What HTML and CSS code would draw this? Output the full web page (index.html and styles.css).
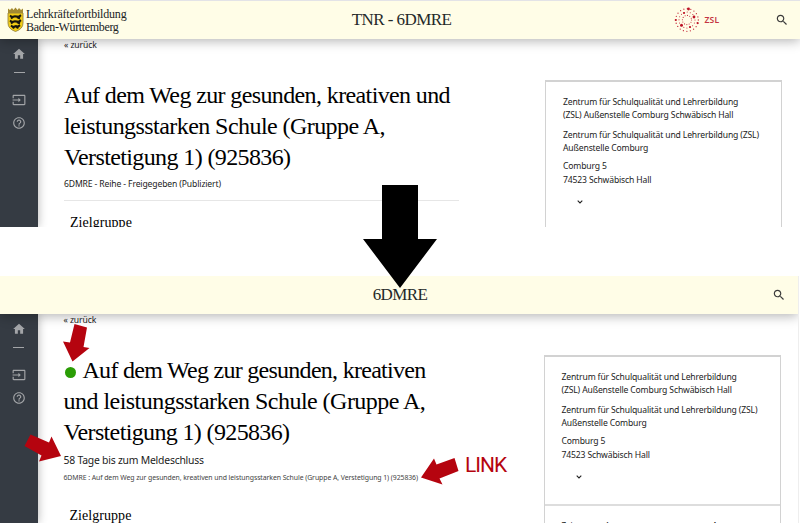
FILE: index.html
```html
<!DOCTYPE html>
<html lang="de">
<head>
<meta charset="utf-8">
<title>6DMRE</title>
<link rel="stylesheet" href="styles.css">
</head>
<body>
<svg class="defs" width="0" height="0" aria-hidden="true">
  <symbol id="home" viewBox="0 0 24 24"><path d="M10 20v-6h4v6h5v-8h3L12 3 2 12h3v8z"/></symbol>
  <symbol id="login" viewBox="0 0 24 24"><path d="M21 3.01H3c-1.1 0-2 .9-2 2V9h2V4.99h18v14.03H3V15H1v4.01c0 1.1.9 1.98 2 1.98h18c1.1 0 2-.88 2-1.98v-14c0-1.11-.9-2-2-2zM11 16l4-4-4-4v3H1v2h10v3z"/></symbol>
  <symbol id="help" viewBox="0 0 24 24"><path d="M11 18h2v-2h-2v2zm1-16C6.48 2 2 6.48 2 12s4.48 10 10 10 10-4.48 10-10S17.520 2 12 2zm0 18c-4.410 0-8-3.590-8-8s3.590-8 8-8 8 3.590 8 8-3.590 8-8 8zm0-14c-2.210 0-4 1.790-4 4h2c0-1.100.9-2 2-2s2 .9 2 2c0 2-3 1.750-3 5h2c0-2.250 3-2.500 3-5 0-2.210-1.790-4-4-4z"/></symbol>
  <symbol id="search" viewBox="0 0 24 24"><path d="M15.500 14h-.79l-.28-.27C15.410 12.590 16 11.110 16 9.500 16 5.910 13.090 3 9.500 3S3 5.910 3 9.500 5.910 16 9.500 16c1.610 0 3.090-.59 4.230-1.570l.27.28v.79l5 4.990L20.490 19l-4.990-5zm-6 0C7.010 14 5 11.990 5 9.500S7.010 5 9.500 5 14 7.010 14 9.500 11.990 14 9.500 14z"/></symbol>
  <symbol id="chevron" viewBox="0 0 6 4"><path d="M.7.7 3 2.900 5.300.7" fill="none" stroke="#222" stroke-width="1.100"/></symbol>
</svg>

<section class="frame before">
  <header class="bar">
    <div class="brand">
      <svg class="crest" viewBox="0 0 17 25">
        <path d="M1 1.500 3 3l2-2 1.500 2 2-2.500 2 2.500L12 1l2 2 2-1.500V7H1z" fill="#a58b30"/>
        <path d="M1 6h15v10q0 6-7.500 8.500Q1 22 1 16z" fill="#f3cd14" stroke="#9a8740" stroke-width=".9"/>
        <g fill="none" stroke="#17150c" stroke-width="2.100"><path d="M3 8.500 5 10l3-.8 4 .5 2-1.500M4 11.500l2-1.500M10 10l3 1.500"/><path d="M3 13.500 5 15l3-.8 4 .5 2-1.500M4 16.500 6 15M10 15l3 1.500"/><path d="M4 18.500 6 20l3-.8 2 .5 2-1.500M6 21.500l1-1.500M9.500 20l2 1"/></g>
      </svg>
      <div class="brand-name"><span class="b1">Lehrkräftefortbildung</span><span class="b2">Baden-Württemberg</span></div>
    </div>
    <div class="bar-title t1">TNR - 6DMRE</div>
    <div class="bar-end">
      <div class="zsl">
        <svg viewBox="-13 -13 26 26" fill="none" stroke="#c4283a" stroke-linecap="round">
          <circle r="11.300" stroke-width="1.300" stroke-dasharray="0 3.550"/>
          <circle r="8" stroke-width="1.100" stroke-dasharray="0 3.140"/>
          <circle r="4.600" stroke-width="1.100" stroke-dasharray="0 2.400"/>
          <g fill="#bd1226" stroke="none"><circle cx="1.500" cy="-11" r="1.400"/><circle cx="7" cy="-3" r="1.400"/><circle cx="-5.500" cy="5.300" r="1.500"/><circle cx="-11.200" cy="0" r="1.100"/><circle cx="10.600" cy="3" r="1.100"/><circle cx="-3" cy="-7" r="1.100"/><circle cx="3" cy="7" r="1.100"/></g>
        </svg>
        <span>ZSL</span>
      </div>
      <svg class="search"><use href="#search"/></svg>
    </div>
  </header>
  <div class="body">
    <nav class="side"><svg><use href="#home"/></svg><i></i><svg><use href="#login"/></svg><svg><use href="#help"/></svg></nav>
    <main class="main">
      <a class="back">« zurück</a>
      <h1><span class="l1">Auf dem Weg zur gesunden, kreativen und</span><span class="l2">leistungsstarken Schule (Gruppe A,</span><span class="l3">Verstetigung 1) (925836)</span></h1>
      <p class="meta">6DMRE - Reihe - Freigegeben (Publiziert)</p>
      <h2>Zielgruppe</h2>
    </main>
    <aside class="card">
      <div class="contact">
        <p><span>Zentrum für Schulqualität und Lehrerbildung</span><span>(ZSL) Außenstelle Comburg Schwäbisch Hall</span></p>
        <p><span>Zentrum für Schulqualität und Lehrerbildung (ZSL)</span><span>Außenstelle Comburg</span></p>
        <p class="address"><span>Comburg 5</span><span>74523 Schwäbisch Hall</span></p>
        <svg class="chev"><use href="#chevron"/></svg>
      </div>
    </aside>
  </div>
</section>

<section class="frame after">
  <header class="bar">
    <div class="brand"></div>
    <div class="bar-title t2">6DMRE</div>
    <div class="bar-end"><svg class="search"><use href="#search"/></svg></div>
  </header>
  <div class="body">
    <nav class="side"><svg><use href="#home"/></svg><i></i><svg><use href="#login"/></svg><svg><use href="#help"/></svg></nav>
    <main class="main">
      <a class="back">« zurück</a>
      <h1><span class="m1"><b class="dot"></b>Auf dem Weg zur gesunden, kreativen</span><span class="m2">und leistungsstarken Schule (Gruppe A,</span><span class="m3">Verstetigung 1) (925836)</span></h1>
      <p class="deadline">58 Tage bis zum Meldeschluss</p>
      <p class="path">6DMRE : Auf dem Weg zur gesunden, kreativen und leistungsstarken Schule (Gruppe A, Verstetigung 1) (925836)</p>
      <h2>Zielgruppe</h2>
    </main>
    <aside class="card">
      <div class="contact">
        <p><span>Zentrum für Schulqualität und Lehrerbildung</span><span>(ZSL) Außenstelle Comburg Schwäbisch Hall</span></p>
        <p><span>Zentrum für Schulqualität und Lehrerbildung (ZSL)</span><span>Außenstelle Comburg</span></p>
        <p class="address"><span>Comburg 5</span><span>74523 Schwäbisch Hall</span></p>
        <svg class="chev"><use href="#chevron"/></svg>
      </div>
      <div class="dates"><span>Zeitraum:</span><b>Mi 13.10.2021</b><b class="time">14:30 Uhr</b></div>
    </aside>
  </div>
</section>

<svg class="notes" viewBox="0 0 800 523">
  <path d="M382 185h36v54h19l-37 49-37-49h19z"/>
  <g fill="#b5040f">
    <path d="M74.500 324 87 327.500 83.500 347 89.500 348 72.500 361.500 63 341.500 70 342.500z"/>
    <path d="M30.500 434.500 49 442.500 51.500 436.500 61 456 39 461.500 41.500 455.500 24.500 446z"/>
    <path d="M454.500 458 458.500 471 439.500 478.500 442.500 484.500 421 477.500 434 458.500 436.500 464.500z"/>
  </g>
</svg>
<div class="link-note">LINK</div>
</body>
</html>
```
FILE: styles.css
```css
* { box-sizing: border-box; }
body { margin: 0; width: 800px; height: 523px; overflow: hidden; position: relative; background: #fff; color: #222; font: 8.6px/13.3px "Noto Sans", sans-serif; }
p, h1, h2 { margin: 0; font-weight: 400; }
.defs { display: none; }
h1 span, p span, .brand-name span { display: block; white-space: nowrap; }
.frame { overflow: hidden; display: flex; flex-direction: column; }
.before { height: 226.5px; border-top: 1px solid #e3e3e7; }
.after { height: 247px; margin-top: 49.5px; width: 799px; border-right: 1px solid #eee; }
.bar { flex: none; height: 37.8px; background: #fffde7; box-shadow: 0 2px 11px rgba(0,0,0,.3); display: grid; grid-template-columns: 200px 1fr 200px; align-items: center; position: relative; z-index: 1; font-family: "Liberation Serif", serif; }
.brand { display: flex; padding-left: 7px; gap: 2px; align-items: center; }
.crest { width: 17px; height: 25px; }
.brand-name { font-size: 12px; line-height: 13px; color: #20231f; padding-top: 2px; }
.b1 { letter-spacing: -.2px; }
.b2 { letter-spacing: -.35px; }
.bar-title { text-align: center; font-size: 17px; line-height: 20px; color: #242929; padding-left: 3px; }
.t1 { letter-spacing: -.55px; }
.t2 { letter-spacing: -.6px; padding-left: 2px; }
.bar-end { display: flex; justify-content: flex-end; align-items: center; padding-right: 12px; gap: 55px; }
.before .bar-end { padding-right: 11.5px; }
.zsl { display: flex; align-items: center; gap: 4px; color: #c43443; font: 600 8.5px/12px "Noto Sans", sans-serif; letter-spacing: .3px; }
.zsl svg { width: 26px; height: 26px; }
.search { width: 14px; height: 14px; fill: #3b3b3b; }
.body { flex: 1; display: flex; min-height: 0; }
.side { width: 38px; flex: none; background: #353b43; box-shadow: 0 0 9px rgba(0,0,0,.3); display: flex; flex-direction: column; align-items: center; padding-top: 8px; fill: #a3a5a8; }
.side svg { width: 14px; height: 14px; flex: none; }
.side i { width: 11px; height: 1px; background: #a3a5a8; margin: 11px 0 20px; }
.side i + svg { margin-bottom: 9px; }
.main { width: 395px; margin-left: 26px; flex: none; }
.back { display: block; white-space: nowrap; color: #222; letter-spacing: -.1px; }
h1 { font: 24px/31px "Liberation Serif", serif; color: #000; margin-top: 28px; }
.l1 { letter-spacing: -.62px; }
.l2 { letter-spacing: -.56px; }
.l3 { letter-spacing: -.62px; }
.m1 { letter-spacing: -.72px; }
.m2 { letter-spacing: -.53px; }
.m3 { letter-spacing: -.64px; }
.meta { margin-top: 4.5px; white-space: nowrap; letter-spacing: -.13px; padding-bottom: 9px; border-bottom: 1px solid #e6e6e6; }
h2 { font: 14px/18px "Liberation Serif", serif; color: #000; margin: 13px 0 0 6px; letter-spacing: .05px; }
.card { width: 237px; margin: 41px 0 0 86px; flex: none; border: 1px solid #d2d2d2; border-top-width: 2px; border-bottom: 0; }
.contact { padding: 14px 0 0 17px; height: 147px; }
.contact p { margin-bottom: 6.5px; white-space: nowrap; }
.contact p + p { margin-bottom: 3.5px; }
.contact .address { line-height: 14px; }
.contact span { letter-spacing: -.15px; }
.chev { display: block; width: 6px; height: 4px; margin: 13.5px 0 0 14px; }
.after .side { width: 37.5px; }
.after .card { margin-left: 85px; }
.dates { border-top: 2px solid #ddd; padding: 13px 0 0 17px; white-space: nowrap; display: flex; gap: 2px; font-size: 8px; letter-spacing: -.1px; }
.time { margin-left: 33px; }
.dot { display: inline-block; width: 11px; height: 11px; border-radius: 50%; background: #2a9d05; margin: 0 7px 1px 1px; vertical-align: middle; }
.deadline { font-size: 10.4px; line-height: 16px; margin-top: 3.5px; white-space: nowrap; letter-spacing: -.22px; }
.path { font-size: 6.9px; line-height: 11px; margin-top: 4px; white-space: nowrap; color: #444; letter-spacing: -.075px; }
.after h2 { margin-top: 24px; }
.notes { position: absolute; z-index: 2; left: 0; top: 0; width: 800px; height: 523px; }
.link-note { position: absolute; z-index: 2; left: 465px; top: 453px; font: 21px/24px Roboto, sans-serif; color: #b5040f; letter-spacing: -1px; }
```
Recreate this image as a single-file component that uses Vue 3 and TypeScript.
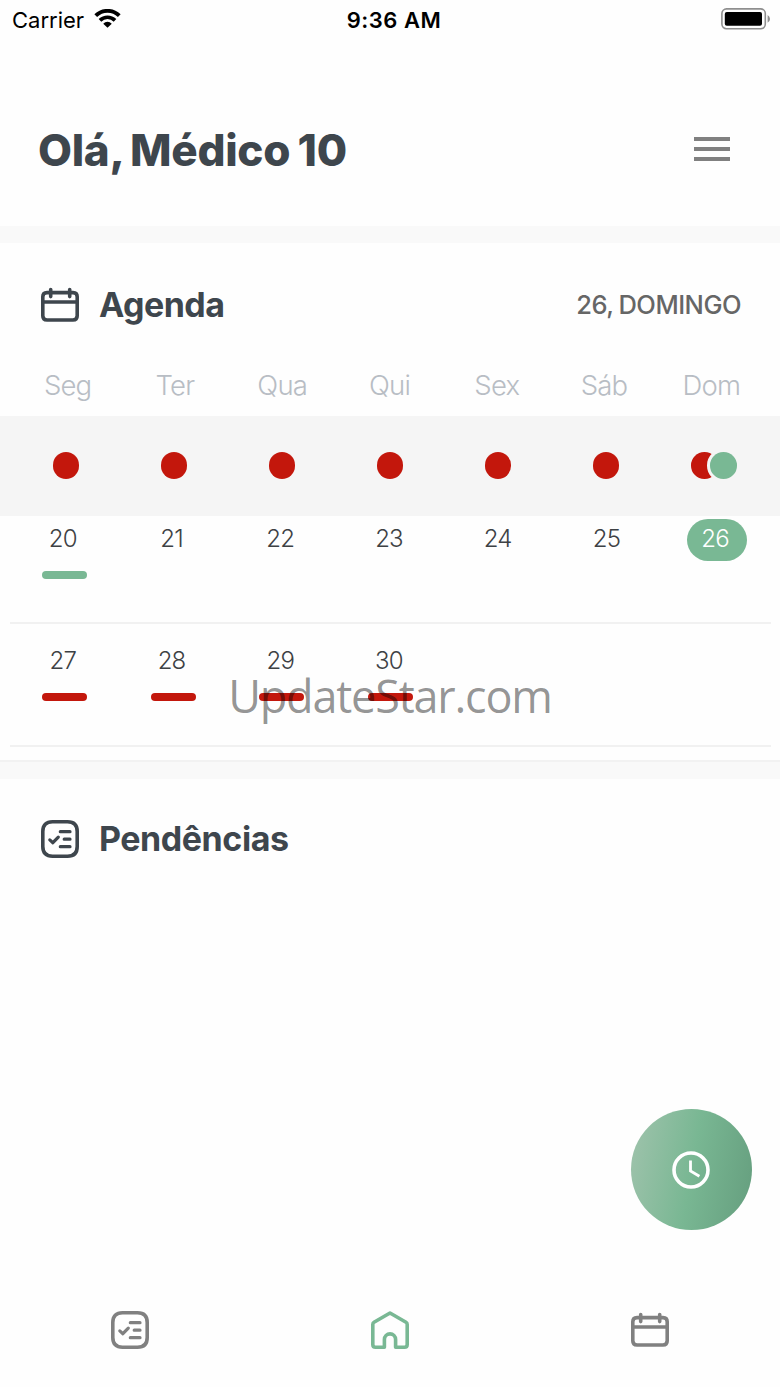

◆ ◆ ◆ ◆

WHAT YOU SHOULD DO: Gather each line that holds "styles".

SOLUTION TO THE PROBLEM:
What HTML and CSS code would draw this? Output the full web page (index.html and styles.css).
<link rel="stylesheet" href="styles.css">
FILE: styles.css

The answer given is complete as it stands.